[Written problem]
Only lines holding the word "table" should be copied from the material.
++++++++++
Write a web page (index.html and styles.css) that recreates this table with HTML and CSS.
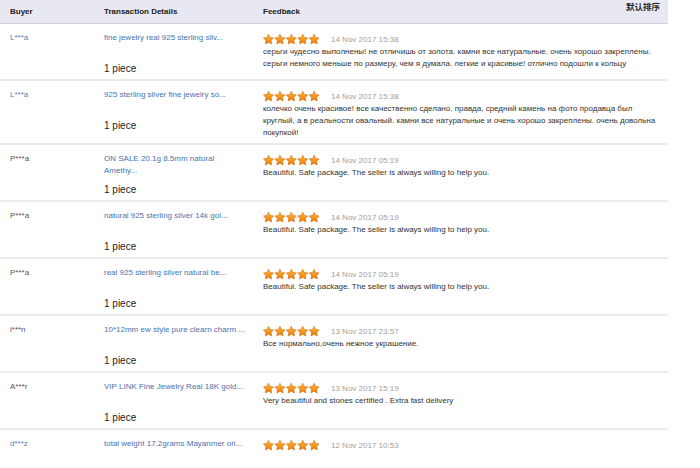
FILE: index.html
```html
<!DOCTYPE html>
<html>
<head>
<meta charset="utf-8">
<link rel="stylesheet" href="styles.css">
</head>
<body>
<svg class="defs" width="0" height="0" aria-hidden="true">
  <defs>
    <linearGradient id="sg" x1="0" y1="0" x2="0" y2="1">
      <stop offset="0" stop-color="#ffbc4a"/>
      <stop offset="1" stop-color="#ec7a00"/>
    </linearGradient>
    <symbol id="star" viewBox="0 0 11 11">
      <polygon points="5.5,0.3 7.06,3.46 10.54,3.96 8.02,6.42 8.62,9.89 5.5,8.25 2.38,9.89 2.98,6.42 0.46,3.96 3.94,3.46" fill="url(#sg)" stroke="#d46a00" stroke-width="0.6" stroke-linejoin="round"/>
    </symbol>
  </defs>
</svg>

<div class="table">
  <div class="head">
    <div class="h first">Buyer</div>
    <div class="h">Transaction Details</div>
    <div class="h">Feedback</div>
    <div class="sort">默认排序</div>
  </div>

  <div class="row">
    <div class="buyer blue">L***a</div>
    <div class="tx"><a class="link" href="#">fine jewelry real 925 sterling silv...</a><div class="qty">1 piece</div></div>
    <div class="fb">
      <div class="meta"><svg class="stars" viewBox="0 0 57 11"><use href="#star" x="0" width="11" height="11"/><use href="#star" x="11.4" width="11" height="11"/><use href="#star" x="22.8" width="11" height="11"/><use href="#star" x="34.2" width="11" height="11"/><use href="#star" x="45.6" width="11" height="11"/></svg><span class="date">14 Nov 2017 15:38</span></div>
      <p class="text">серьги чудесно выполнены! не отличишь от золота. камни все натуральные. очень хорошо закреплены.<br>серьги немного меньше по размеру, чем я думала. легкие и красивые! отлично подошли к кольцу</p>
    </div>
  </div>

  <div class="row">
    <div class="buyer blue">L***a</div>
    <div class="tx"><a class="link" href="#">925 sterling silver fine jewelry so...</a><div class="qty">1 piece</div></div>
    <div class="fb">
      <div class="meta"><svg class="stars" viewBox="0 0 57 11"><use href="#star" x="0" width="11" height="11"/><use href="#star" x="11.4" width="11" height="11"/><use href="#star" x="22.8" width="11" height="11"/><use href="#star" x="34.2" width="11" height="11"/><use href="#star" x="45.6" width="11" height="11"/></svg><span class="date">14 Nov 2017 15:38</span></div>
      <p class="text">колечко очень красивое! все качественно сделано. правда, средний камень на фото продавца был<br>круглый, а в реальности овальный. камни все натуральные и очень хорошо закреплены. очень довольна<br>покупкой!</p>
    </div>
  </div>

  <div class="row">
    <div class="buyer">P***a</div>
    <div class="tx"><a class="link" href="#">ON SALE 20.1g 8.5mm natural<br>Amethy...</a><div class="qty">1 piece</div></div>
    <div class="fb">
      <div class="meta"><svg class="stars" viewBox="0 0 57 11"><use href="#star" x="0" width="11" height="11"/><use href="#star" x="11.4" width="11" height="11"/><use href="#star" x="22.8" width="11" height="11"/><use href="#star" x="34.2" width="11" height="11"/><use href="#star" x="45.6" width="11" height="11"/></svg><span class="date">14 Nov 2017 05:19</span></div>
      <p class="text">Beautiful. Safe package. The seller is always willing to help you.</p>
    </div>
  </div>

  <div class="row">
    <div class="buyer">P***a</div>
    <div class="tx"><a class="link" href="#">natural 925 sterling silver 14k gol...</a><div class="qty">1 piece</div></div>
    <div class="fb">
      <div class="meta"><svg class="stars" viewBox="0 0 57 11"><use href="#star" x="0" width="11" height="11"/><use href="#star" x="11.4" width="11" height="11"/><use href="#star" x="22.8" width="11" height="11"/><use href="#star" x="34.2" width="11" height="11"/><use href="#star" x="45.6" width="11" height="11"/></svg><span class="date">14 Nov 2017 05:19</span></div>
      <p class="text">Beautiful. Safe package. The seller is always willing to help you.</p>
    </div>
  </div>

  <div class="row">
    <div class="buyer">P***a</div>
    <div class="tx"><a class="link" href="#">real 925 sterling silver natural be...</a><div class="qty">1 piece</div></div>
    <div class="fb">
      <div class="meta"><svg class="stars" viewBox="0 0 57 11"><use href="#star" x="0" width="11" height="11"/><use href="#star" x="11.4" width="11" height="11"/><use href="#star" x="22.8" width="11" height="11"/><use href="#star" x="34.2" width="11" height="11"/><use href="#star" x="45.6" width="11" height="11"/></svg><span class="date">14 Nov 2017 05:19</span></div>
      <p class="text">Beautiful. Safe package. The seller is always willing to help you.</p>
    </div>
  </div>

  <div class="row">
    <div class="buyer">i***n</div>
    <div class="tx"><a class="link" href="#">10*12mm ew style pure clearn charm ...</a><div class="qty">1 piece</div></div>
    <div class="fb">
      <div class="meta"><svg class="stars" viewBox="0 0 57 11"><use href="#star" x="0" width="11" height="11"/><use href="#star" x="11.4" width="11" height="11"/><use href="#star" x="22.8" width="11" height="11"/><use href="#star" x="34.2" width="11" height="11"/><use href="#star" x="45.6" width="11" height="11"/></svg><span class="date">13 Nov 2017 23:57</span></div>
      <p class="text">Все нормально,очень нежное украшение.</p>
    </div>
  </div>

  <div class="row">
    <div class="buyer">A***r</div>
    <div class="tx"><a class="link" href="#">VIP LINK Fine Jewelry Real 18K gold...</a><div class="qty">1 piece</div></div>
    <div class="fb">
      <div class="meta"><svg class="stars" viewBox="0 0 57 11"><use href="#star" x="0" width="11" height="11"/><use href="#star" x="11.4" width="11" height="11"/><use href="#star" x="22.8" width="11" height="11"/><use href="#star" x="34.2" width="11" height="11"/><use href="#star" x="45.6" width="11" height="11"/></svg><span class="date">13 Nov 2017 15:19</span></div>
      <p class="text">Very beautiful and stones certified . Extra fast delivery</p>
    </div>
  </div>

  <div class="row">
    <div class="buyer blue">d***z</div>
    <div class="tx"><a class="link" href="#">total weight 17.2grams Mayanmer ori...</a><div class="qty">1 piece</div></div>
    <div class="fb">
      <div class="meta"><svg class="stars" viewBox="0 0 57 11"><use href="#star" x="0" width="11" height="11"/><use href="#star" x="11.4" width="11" height="11"/><use href="#star" x="22.8" width="11" height="11"/><use href="#star" x="34.2" width="11" height="11"/><use href="#star" x="45.6" width="11" height="11"/></svg><span class="date">12 Nov 2017 10:53</span></div>
      <p class="text"></p>
    </div>
  </div>
</div>
</body>
</html>
```

FILE: styles.css
```css
html, body {
  margin: 0;
  padding: 0;
  background: #ffffff;
}

body {
  font-family: "Liberation Sans", Arial, "Noto Sans CJK SC", sans-serif;
  color: #333333;
  overflow: hidden;
}

.defs {
  position: absolute;
  width: 0;
  height: 0;
}

.table {
  width: 668px;
}

.head {
  display: grid;
  grid-template-columns: 104px 159px 1fr auto;
  height: 23px;
  background: #e8e8f2;
  border-bottom: 1px solid #d2d2de;
  align-items: center;
  font-size: 8px;
  font-weight: bold;
  color: #222222;
}

.head .first {
  padding-left: 10px;
}

.sort {
  align-self: start;
  padding-top: 2px;
  padding-right: 8px;
  font-size: 8.5px;
  line-height: 10px;
  color: #2a2a2a;
}

.row {
  display: grid;
  grid-template-columns: 104px 159px 1fr;
  padding: 8px 0 4px;
  border-bottom: 2px solid #ececec;
}

.buyer {
  padding-left: 10px;
  font-size: 8px;
  line-height: 12px;
  color: #555555;
}

.buyer.blue {
  color: #5b7db8;
}

.link {
  display: block;
  height: 24px;
  font-size: 8px;
  line-height: 12px;
  color: #4a72ad;
  text-decoration: none;
}

.qty {
  margin-top: 6px;
  font-size: 10px;
  line-height: 13px;
  color: #222222;
}

.meta {
  display: flex;
  align-items: center;
  gap: 11px;
  height: 14px;
}

.stars {
  width: 57px;
  height: 11px;
  display: block;
}

.date {
  font-size: 8px;
  color: #a0a0a0;
}

.text {
  margin: 0;
  font-size: 8px;
  line-height: 12px;
  color: #333333;
  white-space: nowrap;
}
```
++++++++++
[Output for this task]
Write a web page (index.html and styles.css) that recreates this table with HTML and CSS.
<div class="table">
.table {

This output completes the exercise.